Exercise requirements: Check each line of the material below for "screenshot", then copy the ones that contain it.

Supplied material:
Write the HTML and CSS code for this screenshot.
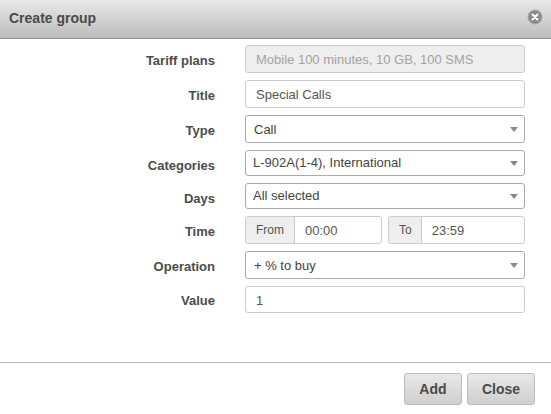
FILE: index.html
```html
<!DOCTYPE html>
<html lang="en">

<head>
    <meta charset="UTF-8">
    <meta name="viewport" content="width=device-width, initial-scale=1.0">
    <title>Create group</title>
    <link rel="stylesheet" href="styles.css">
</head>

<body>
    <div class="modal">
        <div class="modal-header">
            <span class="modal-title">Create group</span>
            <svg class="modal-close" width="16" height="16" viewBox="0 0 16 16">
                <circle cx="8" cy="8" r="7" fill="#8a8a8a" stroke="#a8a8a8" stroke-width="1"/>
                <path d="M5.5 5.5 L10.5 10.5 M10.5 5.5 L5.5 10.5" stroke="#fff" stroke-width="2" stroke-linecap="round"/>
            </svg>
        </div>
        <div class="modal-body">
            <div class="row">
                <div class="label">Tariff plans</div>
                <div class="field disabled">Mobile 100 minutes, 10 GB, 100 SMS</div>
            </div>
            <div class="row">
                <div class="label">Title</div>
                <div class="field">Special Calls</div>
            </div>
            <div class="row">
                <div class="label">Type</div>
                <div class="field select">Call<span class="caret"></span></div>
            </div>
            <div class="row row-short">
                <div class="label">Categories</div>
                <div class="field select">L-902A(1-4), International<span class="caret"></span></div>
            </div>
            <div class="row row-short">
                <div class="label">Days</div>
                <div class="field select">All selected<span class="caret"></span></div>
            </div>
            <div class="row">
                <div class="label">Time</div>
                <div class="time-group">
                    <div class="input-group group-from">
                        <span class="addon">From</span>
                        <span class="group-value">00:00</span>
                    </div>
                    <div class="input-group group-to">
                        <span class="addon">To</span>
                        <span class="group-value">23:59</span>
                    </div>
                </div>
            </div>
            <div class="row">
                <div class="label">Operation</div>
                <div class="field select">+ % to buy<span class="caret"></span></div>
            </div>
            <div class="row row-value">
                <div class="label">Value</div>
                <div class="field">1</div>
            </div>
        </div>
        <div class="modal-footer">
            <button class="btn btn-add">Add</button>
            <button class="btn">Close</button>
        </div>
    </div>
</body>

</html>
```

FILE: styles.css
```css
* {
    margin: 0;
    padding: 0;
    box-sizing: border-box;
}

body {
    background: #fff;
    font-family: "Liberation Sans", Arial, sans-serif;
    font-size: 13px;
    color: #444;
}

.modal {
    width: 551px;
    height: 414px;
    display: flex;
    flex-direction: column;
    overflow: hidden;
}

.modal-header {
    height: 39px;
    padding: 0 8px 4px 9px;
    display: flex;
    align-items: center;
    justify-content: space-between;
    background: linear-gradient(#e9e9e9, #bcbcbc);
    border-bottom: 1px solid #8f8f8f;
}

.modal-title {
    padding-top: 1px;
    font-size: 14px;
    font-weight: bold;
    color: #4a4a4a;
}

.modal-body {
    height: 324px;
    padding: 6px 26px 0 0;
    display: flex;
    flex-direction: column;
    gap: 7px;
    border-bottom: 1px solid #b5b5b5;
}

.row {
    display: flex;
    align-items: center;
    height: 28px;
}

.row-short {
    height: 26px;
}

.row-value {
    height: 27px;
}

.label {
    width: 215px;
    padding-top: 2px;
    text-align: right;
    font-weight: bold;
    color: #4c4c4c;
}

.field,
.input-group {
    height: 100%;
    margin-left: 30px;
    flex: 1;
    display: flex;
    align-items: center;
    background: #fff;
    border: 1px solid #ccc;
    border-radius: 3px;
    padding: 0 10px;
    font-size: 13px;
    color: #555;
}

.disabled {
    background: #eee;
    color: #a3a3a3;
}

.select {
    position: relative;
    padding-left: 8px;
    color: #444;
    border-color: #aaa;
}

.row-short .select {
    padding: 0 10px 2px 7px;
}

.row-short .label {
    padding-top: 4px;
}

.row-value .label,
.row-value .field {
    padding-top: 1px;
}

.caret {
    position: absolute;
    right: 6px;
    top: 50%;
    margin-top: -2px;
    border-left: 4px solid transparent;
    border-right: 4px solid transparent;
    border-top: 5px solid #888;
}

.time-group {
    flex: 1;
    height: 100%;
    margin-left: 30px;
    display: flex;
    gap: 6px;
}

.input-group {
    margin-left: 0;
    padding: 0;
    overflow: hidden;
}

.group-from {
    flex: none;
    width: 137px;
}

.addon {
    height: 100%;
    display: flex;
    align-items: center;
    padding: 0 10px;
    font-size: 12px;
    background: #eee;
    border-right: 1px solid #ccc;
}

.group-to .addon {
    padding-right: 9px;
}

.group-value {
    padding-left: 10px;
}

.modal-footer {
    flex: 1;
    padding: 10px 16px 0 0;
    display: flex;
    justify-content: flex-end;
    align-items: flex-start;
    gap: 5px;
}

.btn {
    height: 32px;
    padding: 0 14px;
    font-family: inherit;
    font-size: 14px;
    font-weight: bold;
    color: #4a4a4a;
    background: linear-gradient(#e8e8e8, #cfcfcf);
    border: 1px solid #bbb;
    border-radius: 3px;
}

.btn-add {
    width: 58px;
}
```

==

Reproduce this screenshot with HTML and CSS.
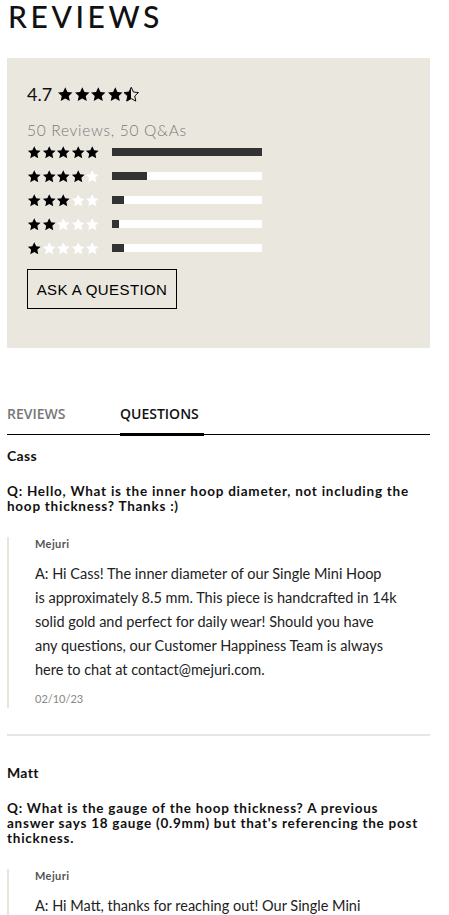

---

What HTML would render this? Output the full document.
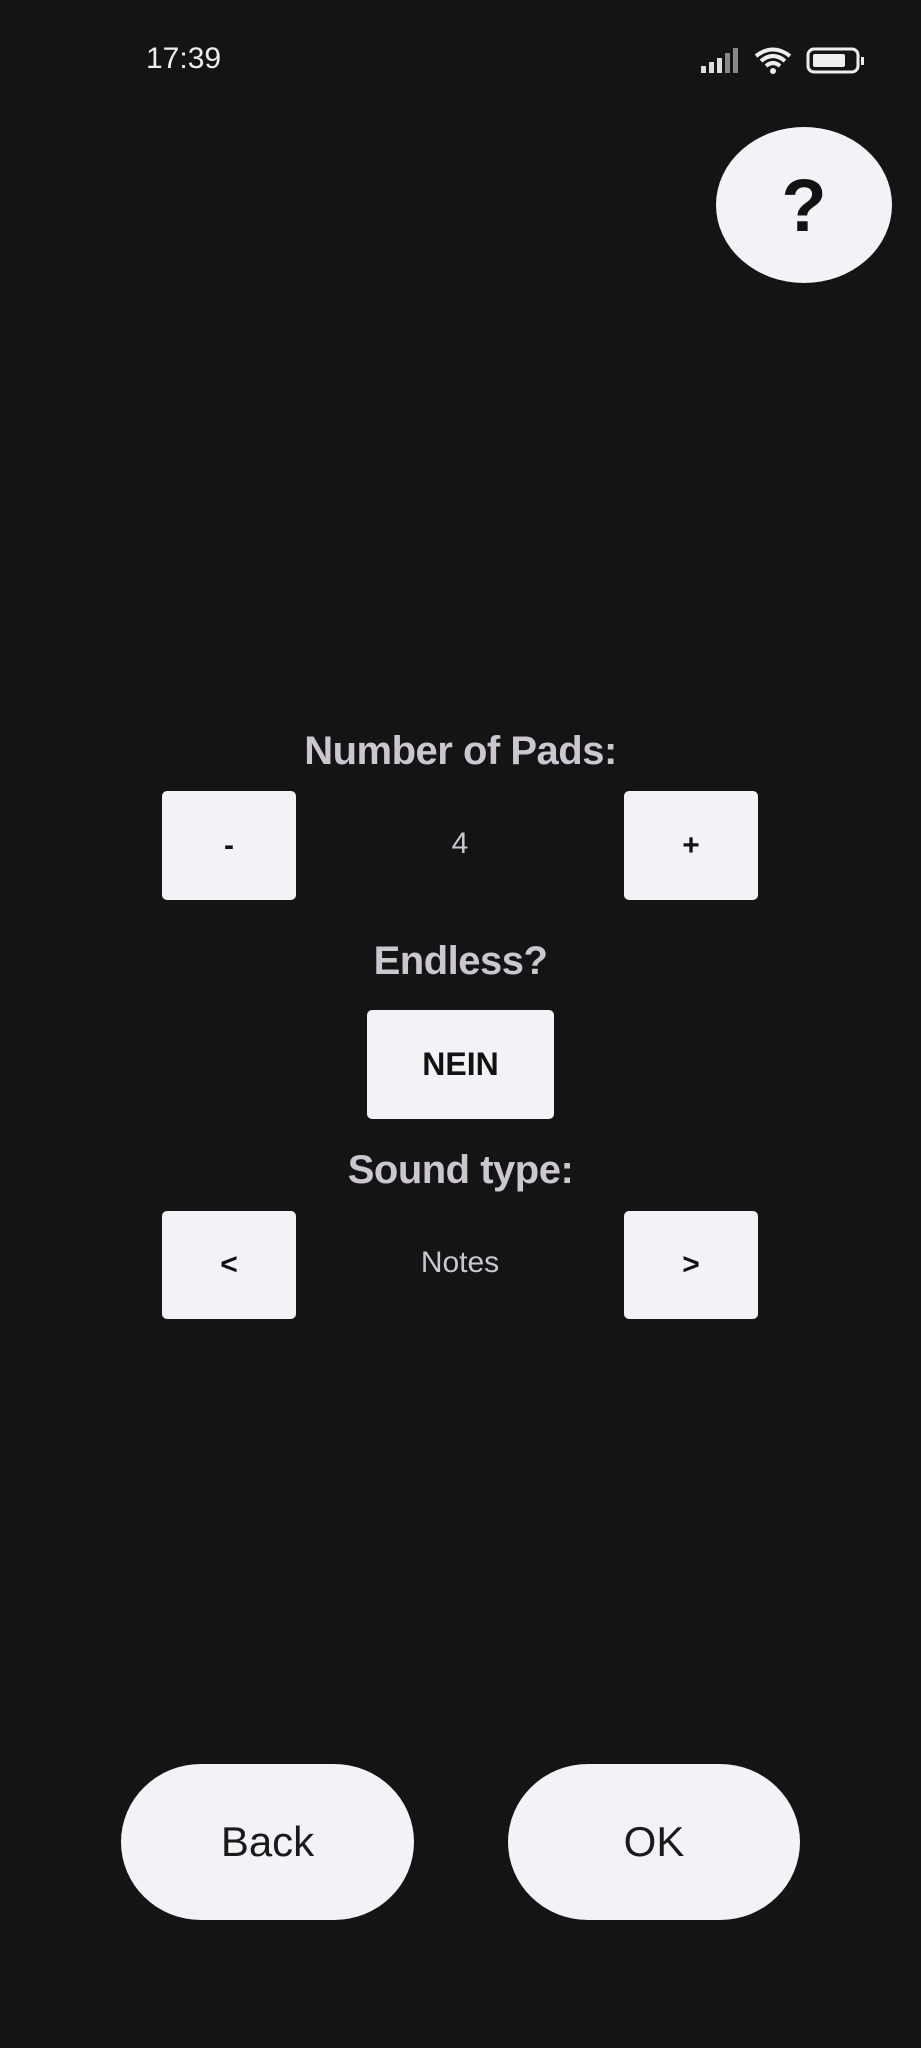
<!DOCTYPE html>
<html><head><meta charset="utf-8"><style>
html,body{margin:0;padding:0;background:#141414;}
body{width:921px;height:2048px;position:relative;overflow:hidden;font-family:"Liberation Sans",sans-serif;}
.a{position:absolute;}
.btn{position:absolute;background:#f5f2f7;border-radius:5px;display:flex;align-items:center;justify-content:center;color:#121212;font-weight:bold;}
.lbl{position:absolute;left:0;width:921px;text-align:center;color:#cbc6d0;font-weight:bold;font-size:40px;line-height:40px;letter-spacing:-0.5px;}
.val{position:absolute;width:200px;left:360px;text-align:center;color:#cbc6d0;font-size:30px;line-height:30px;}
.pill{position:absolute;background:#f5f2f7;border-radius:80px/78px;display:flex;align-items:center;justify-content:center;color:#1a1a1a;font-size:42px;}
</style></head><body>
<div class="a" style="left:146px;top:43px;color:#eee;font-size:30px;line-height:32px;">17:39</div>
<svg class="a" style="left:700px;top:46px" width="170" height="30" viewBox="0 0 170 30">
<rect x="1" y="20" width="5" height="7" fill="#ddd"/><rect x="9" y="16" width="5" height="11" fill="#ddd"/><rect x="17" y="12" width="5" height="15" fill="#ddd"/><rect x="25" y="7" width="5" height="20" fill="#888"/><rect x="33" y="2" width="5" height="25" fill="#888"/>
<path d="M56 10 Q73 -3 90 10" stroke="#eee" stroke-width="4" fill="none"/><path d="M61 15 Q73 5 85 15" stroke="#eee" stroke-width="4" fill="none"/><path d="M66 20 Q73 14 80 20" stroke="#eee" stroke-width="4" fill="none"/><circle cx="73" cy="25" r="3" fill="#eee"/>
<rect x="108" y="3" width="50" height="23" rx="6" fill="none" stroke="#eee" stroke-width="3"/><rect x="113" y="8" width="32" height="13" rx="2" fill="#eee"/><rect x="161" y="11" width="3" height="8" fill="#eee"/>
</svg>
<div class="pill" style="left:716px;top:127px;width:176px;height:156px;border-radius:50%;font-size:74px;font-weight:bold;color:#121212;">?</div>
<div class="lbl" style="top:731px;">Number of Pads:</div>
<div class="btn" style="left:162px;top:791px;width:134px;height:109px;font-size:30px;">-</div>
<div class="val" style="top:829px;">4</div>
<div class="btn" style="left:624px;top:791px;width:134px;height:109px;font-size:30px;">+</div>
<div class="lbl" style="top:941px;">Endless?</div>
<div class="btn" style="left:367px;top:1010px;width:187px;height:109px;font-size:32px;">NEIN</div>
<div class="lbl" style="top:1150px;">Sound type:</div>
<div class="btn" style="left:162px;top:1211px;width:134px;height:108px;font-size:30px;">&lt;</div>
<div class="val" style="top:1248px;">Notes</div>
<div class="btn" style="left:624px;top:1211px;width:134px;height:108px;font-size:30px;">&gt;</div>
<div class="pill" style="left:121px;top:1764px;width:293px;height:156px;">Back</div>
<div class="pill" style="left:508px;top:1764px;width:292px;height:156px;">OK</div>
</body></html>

The completed task:
Write the HTML and CSS code for this screenshot.
Reproduce this screenshot with HTML and CSS.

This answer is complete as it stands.